Romania Table of Contents

Although shifts in Romania's ethnic structure can be attributed to several factors, the most far-reaching changes occurred at the behest of the PCR, which subscribed to the Marxist belief in the primacy of class over nation. Marxist theory claims not only that national identity is subordinate to class identity, but also that as class consciousness rises, nationalism and nations will disappear. The practical problem of how to deal with nationalities in a multinational state until the class consciousness of socialism eradicates them was addressed not by Karl Marx but by Vladimir Lenin. A pragmatic response to the reality of national minorities in the Soviet Union, Lenin's nationalities policy is often summarized in the phrase "national in form, socialist in content." The policy essentially permitted national minorities to be separate in terms of language, education, and culture as long as they adhered to the principles of socialism and did not pose a political threat. Romania's national minorities at the outset of communist rule were seemingly well served by the Leninist approach.

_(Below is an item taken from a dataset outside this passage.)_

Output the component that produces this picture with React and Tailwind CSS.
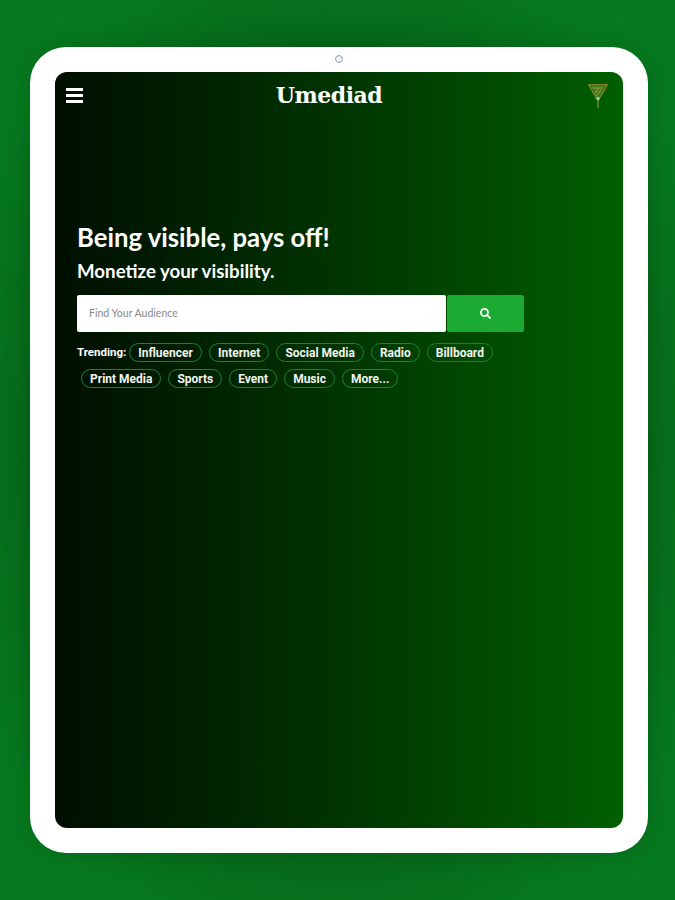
import { FaSearch } from 'react-icons/fa'

const row1 = ['Influencer', 'Internet', 'Social Media', 'Radio', 'Billboard']
const row2 = ['Print Media', 'Sports', 'Event', 'Music', 'More...']

function Tag({ label }) {
  return (
    <span className="h-[19px] px-[8px] flex items-center rounded-full border-[1.5px] border-[#1c7f3a] text-[#f2f2f2] text-[12px] font-bold leading-none font-['Roboto',sans-serif]">
      {label}
    </span>
  )
}

function Logo() {
  return (
    <svg width="22" height="26" viewBox="0 0 22 26" fill="none">
      <path d="M1.500 1.500H20.500L11 18Z" fill="#3f7a14" stroke="#7f7f2a" strokeWidth="1.200" />
      <path d="M6 5H16M8 10L12 5M9 13L14 7" stroke="#9a9a55" strokeWidth="1" />
      <circle cx="11" cy="15.500" r="1.800" fill="#6fd0a0" />
      <path d="M11 18V25" stroke="#7f8a2a" strokeWidth="1.400" />
    </svg>
  )
}

export default function App() {
  return (
    <div className="w-[675px] h-[900px] pt-[47px] pl-[30px] overflow-hidden bg-[radial-gradient(ellipse_at_center,#06681a_62%,#067a20_85%)] font-['Lato',sans-serif]">
      <div className="relative w-[618px] h-[806px] p-[25px] bg-white rounded-[36px] shadow-[0_0_24px_rgba(0,60,10,0.35)]">
        {/* Camera */}
        <div className="absolute top-[8px] left-[305px] w-[8px] h-[8px] rounded-full border border-gray-400 bg-gray-100" />

        {/* Screen */}
        <div className="h-full rounded-[12px] overflow-hidden bg-gradient-to-r from-[#000f00] to-[#006000] flex flex-col">
          <div className="h-[47px] pl-[11px] pr-[14px] flex items-center justify-between">
            <div className="flex flex-col gap-[3.500px] w-[17px]">
              <div className="h-[2.500px] bg-white" />
              <div className="h-[2.500px] bg-white" />
              <div className="h-[2.500px] bg-white" />
            </div>
            <div className="text-white text-[22px] font-bold font-['DejaVu_Serif',serif] tracking-[-0.5px] -ml-[12px]">Umediad</div>
            <Logo />
          </div>

          <div className="pl-[22px] pt-[103px]">
            <h1 className="text-white text-[25.700px] font-bold leading-[30px]">Being visible, pays off!</h1>
            <h2 className="mt-[7px] text-white text-[18.700px] font-bold leading-[24px]">Monetize your visibility.</h2>

            <div className="mt-[12px] flex gap-[1px] h-[37px] w-[447px]">
              <div className="w-[369px] pl-[12px] flex items-center bg-white rounded-[2px] text-[#888] text-[10.500px]">Find Your Audience</div>
              <button className="flex-1 flex items-center justify-center bg-[#1bab32] rounded-[2px] text-white">
                <FaSearch size={11} />
              </button>
            </div>

            <div className="mt-[11px] flex items-center gap-[7px]">
              <span className="text-white text-[11.500px] font-bold -mr-[4px] font-['Roboto',sans-serif]">Trending:</span>
              {row1.map(t => <Tag key={t} label={t} />)}
            </div>
            <div className="mt-[7px] ml-[4px] flex items-center gap-[7px]">
              {row2.map(t => <Tag key={t} label={t} />)}
            </div>
          </div>
        </div>
      </div>
    </div>
  )
}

The Constitution provided them equal rights in "all fields of economic, political, juridical, social, and cultural life" and specifically guaranteed free use of their native language and the right to education at all levels in their mother tongue.

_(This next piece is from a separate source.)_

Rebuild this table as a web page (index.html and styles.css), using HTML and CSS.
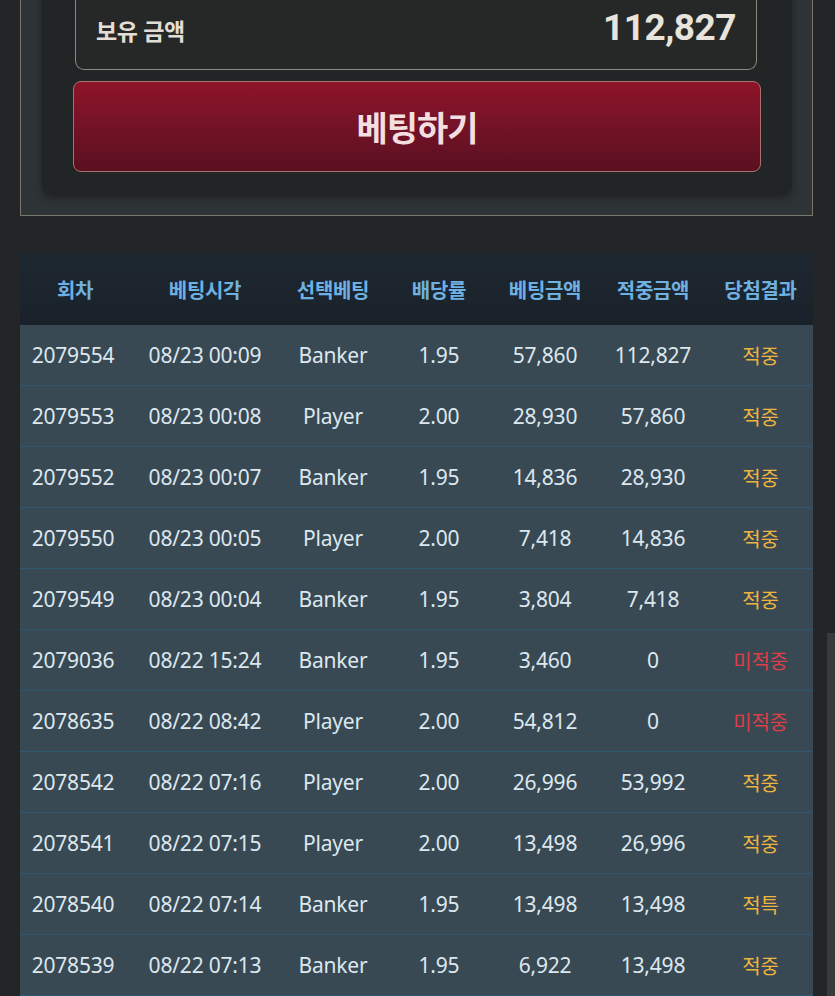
FILE: index.html
```html
<!DOCTYPE html>
<html lang="ko">
<head>
<meta charset="utf-8">
<link rel="stylesheet" href="styles.css">
</head>
<body>
<div class="page">
  <section class="panel">
    <div class="card">
      <div class="balance">
        <span class="balance-label">보유 금액</span>
        <span class="balance-value">112,827</span>
      </div>
      <button class="bet-btn">베팅하기</button>
    </div>
  </section>

  <table class="history">
    <colgroup>
      <col class="c1"><col class="c2"><col class="c3"><col class="c4"><col class="c5"><col class="c6"><col class="c7">
    </colgroup>
    <thead>
      <tr><th>회차</th><th>베팅시각</th><th>선택베팅</th><th>배당률</th><th>베팅금액</th><th>적중금액</th><th>당첨결과</th></tr>
    </thead>
    <tbody>
      <tr><td>2079554</td><td>08/23 00:09</td><td>Banker</td><td>1.95</td><td>57,860</td><td>112,827</td><td class="win">적중</td></tr>
      <tr><td>2079553</td><td>08/23 00:08</td><td>Player</td><td>2.00</td><td>28,930</td><td>57,860</td><td class="win">적중</td></tr>
      <tr><td>2079552</td><td>08/23 00:07</td><td>Banker</td><td>1.95</td><td>14,836</td><td>28,930</td><td class="win">적중</td></tr>
      <tr><td>2079550</td><td>08/23 00:05</td><td>Player</td><td>2.00</td><td>7,418</td><td>14,836</td><td class="win">적중</td></tr>
      <tr><td>2079549</td><td>08/23 00:04</td><td>Banker</td><td>1.95</td><td>3,804</td><td>7,418</td><td class="win">적중</td></tr>
      <tr><td>2079036</td><td>08/22 15:24</td><td>Banker</td><td>1.95</td><td>3,460</td><td>0</td><td class="lose">미적중</td></tr>
      <tr><td>2078635</td><td>08/22 08:42</td><td>Player</td><td>2.00</td><td>54,812</td><td>0</td><td class="lose">미적중</td></tr>
      <tr><td>2078542</td><td>08/22 07:16</td><td>Player</td><td>2.00</td><td>26,996</td><td>53,992</td><td class="win">적중</td></tr>
      <tr><td>2078541</td><td>08/22 07:15</td><td>Player</td><td>2.00</td><td>13,498</td><td>26,996</td><td class="win">적중</td></tr>
      <tr><td>2078540</td><td>08/22 07:14</td><td>Banker</td><td>1.95</td><td>13,498</td><td>13,498</td><td class="win">적특</td></tr>
      <tr><td>2078539</td><td>08/22 07:13</td><td>Banker</td><td>1.95</td><td>6,922</td><td>13,498</td><td class="win">적중</td></tr>
    </tbody>
  </table>
</div>
<div class="scroll-thumb"></div>
</body>
</html>
```

FILE: styles.css
```css
html, body {
  margin: 0;
  padding: 0;
  background: #232526;
  overflow: hidden;
  height: 996px;
}

.page {
  margin-top: -30px;
  padding-left: 20px;
  width: 793px;
  font-family: "Noto Sans", "Noto Sans CJK KR", sans-serif;
}

.panel {
  background: #2e3335;
  border: 1px solid #7a776f;
  border-top: none;
  padding: 0 20px 20px 21px;
}

.card {
  background: #222526;
  border-radius: 0 0 10px 10px;
  box-shadow: 0 3px 8px rgba(0, 0, 0, 0.35);
  padding: 0 31px 23px 31px;
}

.balance {
  margin: 0 4px 0 2px;
  box-sizing: border-box;
  height: 100px;
  border: 1px solid #8b8880;
  border-top: none;
  border-radius: 0 0 9px 9px;
  background: #262828;
  display: flex;
  align-items: center;
  justify-content: space-between;
  padding: 0 20px;
}

.balance-label {
  font-family: "Noto Sans CJK KR", sans-serif;
  font-weight: 700;
  font-size: 23px;
  color: #e2ded6;
  letter-spacing: -0.5px;
  margin-top: 20px;
}

.balance-value {
  font-family: Roboto, "Noto Sans", sans-serif;
  font-weight: 700;
  font-size: 37px;
  color: #e8e4dc;
  margin-top: 16px;
  letter-spacing: -0.5px;
}

.bet-btn {
  display: block;
  width: 100%;
  margin-top: 11px;
  height: 91px;
  border: 1px solid #a9706f;
  border-radius: 8px;
  background: linear-gradient(180deg, #8e1429 0%, #741227 50%, #5a1020 100%);
  color: #f3dfe0;
  font-family: "Noto Sans CJK KR", sans-serif;
  font-weight: 700;
  font-size: 34px;
  letter-spacing: -1px;
  cursor: pointer;
}

.history {
  margin-top: 37px;
  width: 793px;
  border-collapse: collapse;
  table-layout: fixed;
}

.c1 { width: 110px; }
.c2 { width: 150px; }
.c3 { width: 106px; }
.c4 { width: 106px; }
.c5 { width: 106px; }
.c6 { width: 110px; }
.c7 { width: 105px; }

.history thead tr {
  background: linear-gradient(180deg, #1e2830 0%, #1a212a 100%);
}

.history th {
  height: 72px;
  padding: 0;
  font-family: "Noto Sans CJK KR", sans-serif;
  font-weight: 700;
  font-size: 20px;
  color: #6eb1e1;
  text-align: center;
  letter-spacing: -0.3px;
}

.history tbody tr {
  background: #384954;
  border-bottom: 1px solid #2e5870;
}

.history td {
  height: 60px;
  padding: 0;
  text-align: center;
  font-size: 21px;
  color: #dde7ee;
  white-space: nowrap;
  letter-spacing: -0.2px;
}

.history td:first-child {
  padding-right: 4px;
}

.history td.win {
  color: #eeb43e;
  font-family: "Noto Sans CJK KR", sans-serif;
  font-size: 20px;
}

.history td.lose {
  color: #dd3f46;
  font-family: "Noto Sans CJK KR", sans-serif;
  font-size: 20px;
}

.scroll-thumb {
  position: absolute;
  left: 827px;
  top: 633px;
  width: 8px;
  height: 363px;
  background: #3a3a3a;
}
```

The large Hungarian minority received special attention with the establishment of the Hungarian Autonomous Region in 1952. Like many other generous provisions for nationalities, however, this concession turned out to be by and large an empty gesture and masked the true nature of relations between the state and minorities. The region was never home to more than one-quarter of Romania's Hungarian population, and it had no more autonomy than did other administrative provinces. Moreover, in the aftermath of the Hungarian Revolution of 1956, even this autonomy was curtailed. In 1960 directives from Bucharest reorganized and renamed the province so that its Hungarian nature was even further reduced. The territorial reorganization, by adding purely Romanian inhabited areas and excluding Hungarian enclaves, increased the Romanian element in the province from 20 to 35 percent and reduced the Hungarian presence from 77 to 62 percent. The name was changed to Mures Autonomous Hungarian Region and thereafter was most often referred to simply as the Mures Region.

In 1965, concomitant with Ceausescu's rise to first secretary of the Partidul Muncitoresc Romān (PMR--Romanian Workers' Party), a new Constitution proclaimed Romania a socialist unitary state. Thereafter, the country's multinational character was largely ignored, and the problem of cohabiting nationalities officially was considered resolved. In 1968 the regime eliminated the Autonomous Hungarian Region outright. The regime maintained the appearance of minority representation at all levels of government, and official statistics showed that the proportion of people from ethnic minority communities employed in government duly reflected their numbers. In reality, minorities had little real power or influence. At the local level, minority representatives, who were generally quite Romanianized, were mistrusted by their constituents. Ironically, although these spokespersons were routinely hand-picked by the PCR, their loyalty to the regime was often suspected. The ethnic composition of the party itself was a more accurate reflection of minority participation and representation.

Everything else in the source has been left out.